Many big data pitfalls revolve around data governance. Data governance covers a range of topics:

  • Data Collection
  • Data Integrity or Data Quality
  • Privacy
  • Security
  • Ethics and Compliance

Ignoring these issues creates hurdles the business will have to face later. Facebook has recently generated some backlash for their data experiments.  Target and other retailers are dealing with the costs of customer data breaches.  Google frequently deals with concerns stemming from their wide ranging collection and use of personal data.

In the best case scenario, poor data governance still increases the cost of big data. In the case of data quality issues it can cause a business to stop trusting the data and all the reports, insights and analytics generated from that data.  Privacy, security and ethical issues can cause customers to lose faith in the brand and business.

A business needs policies and processes to manage its big data. Collection and usage policies need to be well communicated to customers and consistent with other customer brand experiences.  Just like any other product, data needs quality testing regimes to insure it meets the expectations of those using it.  These aren’t complicated steps in and of themselves but the combination of all the issues surrounding data governance usually lead to something being left out.  An oversight team or program manager can prevent that pitfall.

Awareness Is Most of the Solution

Big data is no longer a wild, wild west type of technology.
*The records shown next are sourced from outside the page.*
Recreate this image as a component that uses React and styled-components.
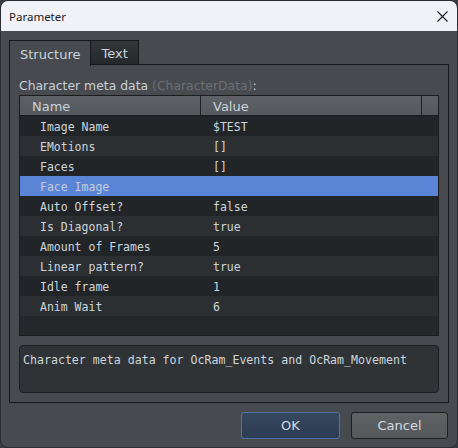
import React from 'react'
import styled, { createGlobalStyle } from 'styled-components'

const rows = [
  { name: 'Image Name', value: '$TEST' },
  { name: 'EMotions', value: '[]' },
  { name: 'Faces', value: '[]' },
  { name: 'Face Image', value: '', selected: true },
  { name: 'Auto Offset?', value: 'false' },
  { name: 'Is Diagonal?', value: 'true' },
  { name: 'Amount of Frames', value: '5' },
  { name: 'Linear pattern?', value: 'true' },
  { name: 'Idle frame', value: '1' },
  { name: 'Anim Wait', value: '6' },
]

function App() {
  return (
    <>
      <GlobalStyle />
      <Window>
        <TitleBar>
          <Title>Parameter</Title>
          <CloseButton>
            <svg width="11" height="11" viewBox="0 0 11 11">
              <path d="M0.5 0.5 L10.5 10.5 M10.5 0.5 L0.5 10.5" stroke="#1b1b1b" strokeWidth="1.1" />
            </svg>
          </CloseButton>
        </TitleBar>

        <Body>
          <Tabs>
            <Tab active>Structure</Tab>
            <Tab>Text</Tab>
          </Tabs>

          <Panel>
            <Label>
              Character meta data <Dim>(CharacterData)</Dim>:
            </Label>

            <Table>
              <HeaderRow>
                <HeadCell>Name</HeadCell>
                <HeadCell>Value</HeadCell>
                <HeadCell />
              </HeaderRow>
              <Rows>
                {rows.map((r, i) => (
                  <Row key={r.name} odd={i % 2 === 1} selected={r.selected}>
                    <NameCell>{r.name}</NameCell>
                    <ValueCell>{r.value}</ValueCell>
                  </Row>
                ))}
              </Rows>
            </Table>

            <Description>Character meta data for OcRam_Events and OcRam_Movement</Description>
          </Panel>

          <Buttons>
            <Button primary>OK</Button>
            <Button>Cancel</Button>
          </Buttons>
        </Body>
      </Window>
    </>
  )
}

const GlobalStyle = createGlobalStyle`
  html, body {
    margin: 0;
    padding: 0;
    background: #3a3c3f;
  }
  * { box-sizing: border-box; }
`

const Window = styled.div`
  width: 458px;
  height: 448px;
  display: flex;
  flex-direction: column;
  border: 1px solid #2b2d30;
  border-radius: 8px;
  overflow: hidden;
  background: #474a4e;
`

const TitleBar = styled.div`
  height: 30px;
  flex: none;
  display: flex;
  align-items: center;
  justify-content: space-between;
  padding: 0 9px 0 8px;
  background: #f1f2f7;
`

const Title = styled.span`
  font-family: "Noto Sans", "Open Sans", sans-serif;
  font-size: 11.5px;
  color: #1a1a1a;
  padding-top: 1px;
`

const CloseButton = styled.div`
  width: 11px;
  height: 11px;
  display: flex;
  margin-top: 1px;
`

const Body = styled.div`
  flex: 1;
  display: flex;
  flex-direction: column;
  padding: 9px 8px 0;
`

const Tabs = styled.div`
  display: flex;
  height: 25px;
  margin-bottom: -1px;
  position: relative;
  z-index: 1;
`

const Tab = styled.div`
  height: ${p => (p.active ? '26px' : '25px')};
  padding: 1px 10px 0;
  display: flex;
  align-items: center;
  font-family: "DejaVu Sans", sans-serif;
  font-size: 13px;
  color: #c9d3dc;
  border: 1px solid #16181a;
  border-bottom: ${p => (p.active ? 'none' : '1px solid #16181a')};
  background: ${p => (p.active ? '#474a4e' : 'linear-gradient(#34373a, #26292c)')};
  & + & {
    border-left: none;
  }
`

const Panel = styled.div`
  height: 339px;
  flex: none;
  display: flex;
  flex-direction: column;
  border: 1px solid #16181a;
  padding: 12px 9px 9px;
`

const Label = styled.div`
  height: 16px;
  line-height: 17px;
  margin-bottom: 2px;
  font-family: "DejaVu Sans", sans-serif;
  font-size: 12.4px;
  color: #c8d0d8;
  white-space: nowrap;
`

const Dim = styled.span`
  color: #6b6f74;
`

const Table = styled.div`
  height: 241px;
  flex: none;
  display: flex;
  flex-direction: column;
  border: 1px solid #1a1c1e;
  background: #25282b;
`

const HeaderRow = styled.div`
  height: 20px;
  flex: none;
  display: grid;
  grid-template-columns: 181px 221px 1fr;
  border-bottom: 1px solid #1a1c1e;
  background: linear-gradient(#5d6165, #55595d);
`

const HeadCell = styled.div`
  padding: 2px 0 0 12px;
  line-height: 17px;
  font-family: "DejaVu Sans", sans-serif;
  font-size: 13px;
  color: #c9d2db;
  border-right: 1px solid #1d1f21;
  &:last-child {
    border-right: none;
  }
`

const Rows = styled.div`
  display: flex;
  flex-direction: column;
`

const Row = styled.div`
  height: 20px;
  padding-top: 2px;
  display: grid;
  grid-template-columns: 181px 1fr;
  align-items: center;
  font-family: "DejaVu Sans Mono", monospace;
  font-size: 11.5px;
  color: ${p => (p.selected ? '#c3cbd9' : '#cdd5dd')};
  background: ${p => (p.selected ? '#5a85d6' : p.odd ? '#2c2f32' : '#222528')};
`

const NameCell = styled.div`
  padding-left: 20px;
  white-space: nowrap;
`

const ValueCell = styled.div`
  padding-left: 12px;
  white-space: nowrap;
`

const Description = styled.div`
  margin-top: 9px;
  height: 48px;
  flex: none;
  padding: 6px 3px;
  line-height: 16px;
  border: 1px solid #1c1e20;
  border-radius: 4px;
  background: #303336;
  font-family: "DejaVu Sans Mono", monospace;
  font-size: 11.6px;
  color: #cdd5dd;
  white-space: nowrap;
`

const Buttons = styled.div`
  display: flex;
  justify-content: flex-end;
  gap: 11px;
  margin-top: 9px;
  padding-right: 1px;
`

const Button = styled.div`
  width: ${p => (p.primary ? '99px' : '97px')};
  height: 27px;
  display: flex;
  align-items: center;
  justify-content: center;
  border-radius: 3px;
  font-family: "DejaVu Sans", sans-serif;
  font-size: 13px;
  color: #d3dae2;
  border: 1px solid ${p => (p.primary ? '#4f74a3' : '#1e2022')};
  background: ${p => (p.primary ? 'linear-gradient(#35485f, #2c3c51)' : 'linear-gradient(#5e6265, #56595c)')};
`

export default App
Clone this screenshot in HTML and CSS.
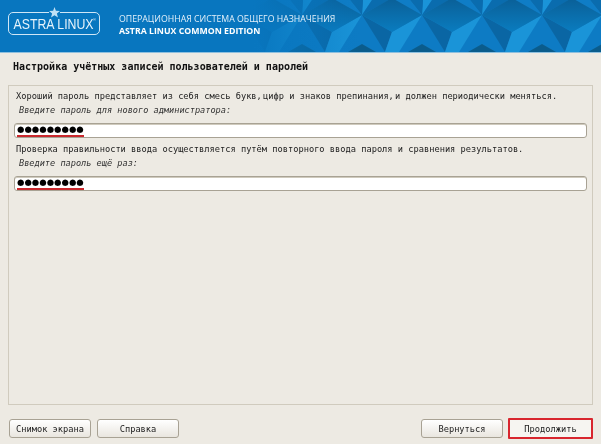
FILE: index.html
```html
<!DOCTYPE html>
<html lang="ru">
<head>
<meta charset="utf-8">
<title>Astra Linux</title>
<link rel="stylesheet" href="styles.css">
</head>
<body>
<div class="app">
  <header class="banner">
    <svg class="pattern" width="601" height="52" viewBox="0 0 601 52" aria-hidden="true">
      <defs>
        <linearGradient id="rh" x1="0" y1="0" x2="0" y2="1">
          <stop offset="0" stop-color="#0a5f97"/>
          <stop offset="1" stop-color="#0a7cbf"/>
        </linearGradient>
        <g id="spike">
          <polygon points="0,15 1,0 10,0" fill="#1a94d8"/>
          <polygon points="0,15 10,0 27,0" fill="#0a6cae"/>
          <polygon points="0,15 1,0 -12,0" fill="#0a6cae"/>
          <polygon points="0,15 -12,0 -27,0" fill="#0f7dc6"/>
          <polygon points="0,44 -14,52 14,52" fill="#0a5c8c"/>
        </g>
        <pattern id="tile" x="2" y="0" width="60" height="52" patternUnits="userSpaceOnUse">
          <rect width="60" height="52" fill="#0d7bc4"/>
          <polygon points="0,15 30,32 23,52" fill="#0a66a4"/>
          <polygon points="30,32 60,15 37,52 23,52" fill="#1a94d8"/>
          <use href="#spike"/>
          <use href="#spike" x="60"/>
          <polygon points="0,15 30,-2 60,15 30,32" fill="url(#rh)"/>
        </pattern>
        <linearGradient id="fade" x1="0" y1="0" x2="1" y2="0">
          <stop offset="0.42" stop-color="#0876bf"/>
          <stop offset="0.6" stop-color="#0876bf" stop-opacity="0"/>
        </linearGradient>
      </defs>
      <rect width="601" height="52" fill="url(#tile)"/>
      <rect width="601" height="52" fill="url(#fade)"/>
    </svg>
    <div class="logo">
      <svg class="logo-star" width="11" height="11" viewBox="0 0 12 12" aria-hidden="true">
        <polygon points="6,0 7.5,4 12,4.4 8.6,7.2 9.8,11.5 6,9.1 2.2,11.5 3.4,7.2 0,4.4 4.5,4" fill="#bfe0f5"/>
      </svg>
      <span class="logo-text">ASTRA LINUX</span><span class="logo-reg">®</span>
    </div>
    <div class="tagline">
      <div>ОПЕРАЦИОННАЯ СИСТЕМА ОБЩЕГО НАЗНАЧЕНИЯ</div>
      <div class="tagline-bold">ASTRA LINUX COMMON EDITION</div>
    </div>
  </header>
  <main class="content">
    <h1 class="title">Настройка учётных записей пользователей и паролей</h1>
    <section class="panel">
      <p class="hint">Хороший пароль представляет из себя смесь букв<span class="tight">, </span>цифр и знаков препинания<span class="tight">, </span>и должен периодически меняться.</p>
      <p class="label">Введите пароль для нового администратора:</p>
      <div class="field"><span class="dots">●●●●●●●●●</span></div>
      <p class="hint">Проверка правильности ввода осуществляется путём повторного ввода пароля и сравнения результатов.</p>
      <p class="label">Введите пароль ещё раз:</p>
      <div class="field"><span class="dots">●●●●●●●●●</span></div>
    </section>
    <footer class="actions">
      <button class="btn">Снимок экрана</button>
      <button class="btn">Справка</button>
      <span class="spacer"></span>
      <button class="btn">Вернуться</button>
      <button class="btn btn-primary">Продолжить</button>
    </footer>
  </main>
</div>
</body>
</html>
```
FILE: styles.css
```css
* { box-sizing: border-box; }
html, body { margin: 0; padding: 0; }
body { width: 601px; height: 444px; overflow: hidden; background: #edeae3; font-family: "DejaVu Sans Mono", monospace; color: #1c1c1c; }
.app { display: flex; flex-direction: column; height: 444px; filter: blur(0.3px); }
.banner { position: relative; flex: none; height: 53px; display: flex; align-items: flex-start; background: #0876bf; border-bottom: 1px solid #8fc0de; color: #fff; overflow: hidden; }
.pattern { position: absolute; left: 0; top: 0; }
.logo { position: relative; flex: none; width: 92px; height: 23px; margin: 12px 0 0 8px; border: 1.2px solid #cfe6f6; border-radius: 5px; display: flex; align-items: center; justify-content: center; font-family: "Liberation Sans", sans-serif; color: #e6f3fb; }
.logo-star { position: absolute; left: 40px; top: -6px; background: #0876bf; }
.logo-text { font-size: 14px; transform: scaleX(0.88); white-space: nowrap; }
.logo-reg { position: absolute; right: 3px; top: 4px; font-size: 4px; }
.tagline { position: relative; margin: 13px 0 0 19px; font-family: "Open Sans", sans-serif; font-size: 8.75px; line-height: 12px; white-space: nowrap; color: #e3f0fa; }
.tagline-bold { font-weight: 700; color: #fff; }
.content { flex: 1; display: flex; flex-direction: column; padding: 0 8px 6px 8px; }
.title { margin: 7px 0 0 5px; height: 25px; font-size: 10px; line-height: 13px; font-weight: 700; color: #111; }
.panel { height: 320px; padding: 3px 5px 0 5px; border: 1px solid #d0cbbe; background: #edeae3; }
.hint { margin: 0 0 0 2px; height: 14px; font-size: 8.7px; line-height: 14px; white-space: nowrap; color: #222; }
.tight { letter-spacing: -2px; }
.label { margin: 0 0 0 5px; height: 14px; font-size: 8.6px; line-height: 15px; font-style: italic; white-space: nowrap; color: #333; }
.field { height: 15px; margin: 6px 0 4px 0; padding-left: 2px; background: #fff; border: 1px solid #a8a294; border-radius: 3px; box-shadow: inset 0 1px 0 #cfcabd; display: flex; align-items: flex-start; }
.field + .hint { margin-top: 4px; }
.dots { display: inline-block; height: 13px; font-family: "DejaVu Sans", sans-serif; font-size: 8.5px; line-height: 11px; color: #000; border-bottom: 2px solid #c9282d; }
.actions { display: flex; gap: 6px; margin-top: 13px; padding-left: 1px; align-items: center; }
.spacer { flex: 1; }
.btn { width: 82px; height: 19px; padding: 0; font-family: "DejaVu Sans Mono", monospace; font-size: 8.7px; color: #1c1c1c; background: linear-gradient(#ffffff, #e9e6df); border: 1px solid #a8a294; border-radius: 3px; }
.btn-primary { width: 85px; height: 21px; border: 2px solid #d8262e; border-radius: 1px; background: #f6f5f1; margin-left: -1px; }
```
It’s matured and stabilized quickly.  Trial and error are no longer necessary realities of being an early adopter.  There are great products and a lot of expertise available to help businesses realize the promise of big data in a well-managed way.

However, as with any other technology rollout, it is not problem free. Knowing what the pitfalls are allows for better planning and a smoother implementation.  That’s key for successful initiatives and companywide adoption.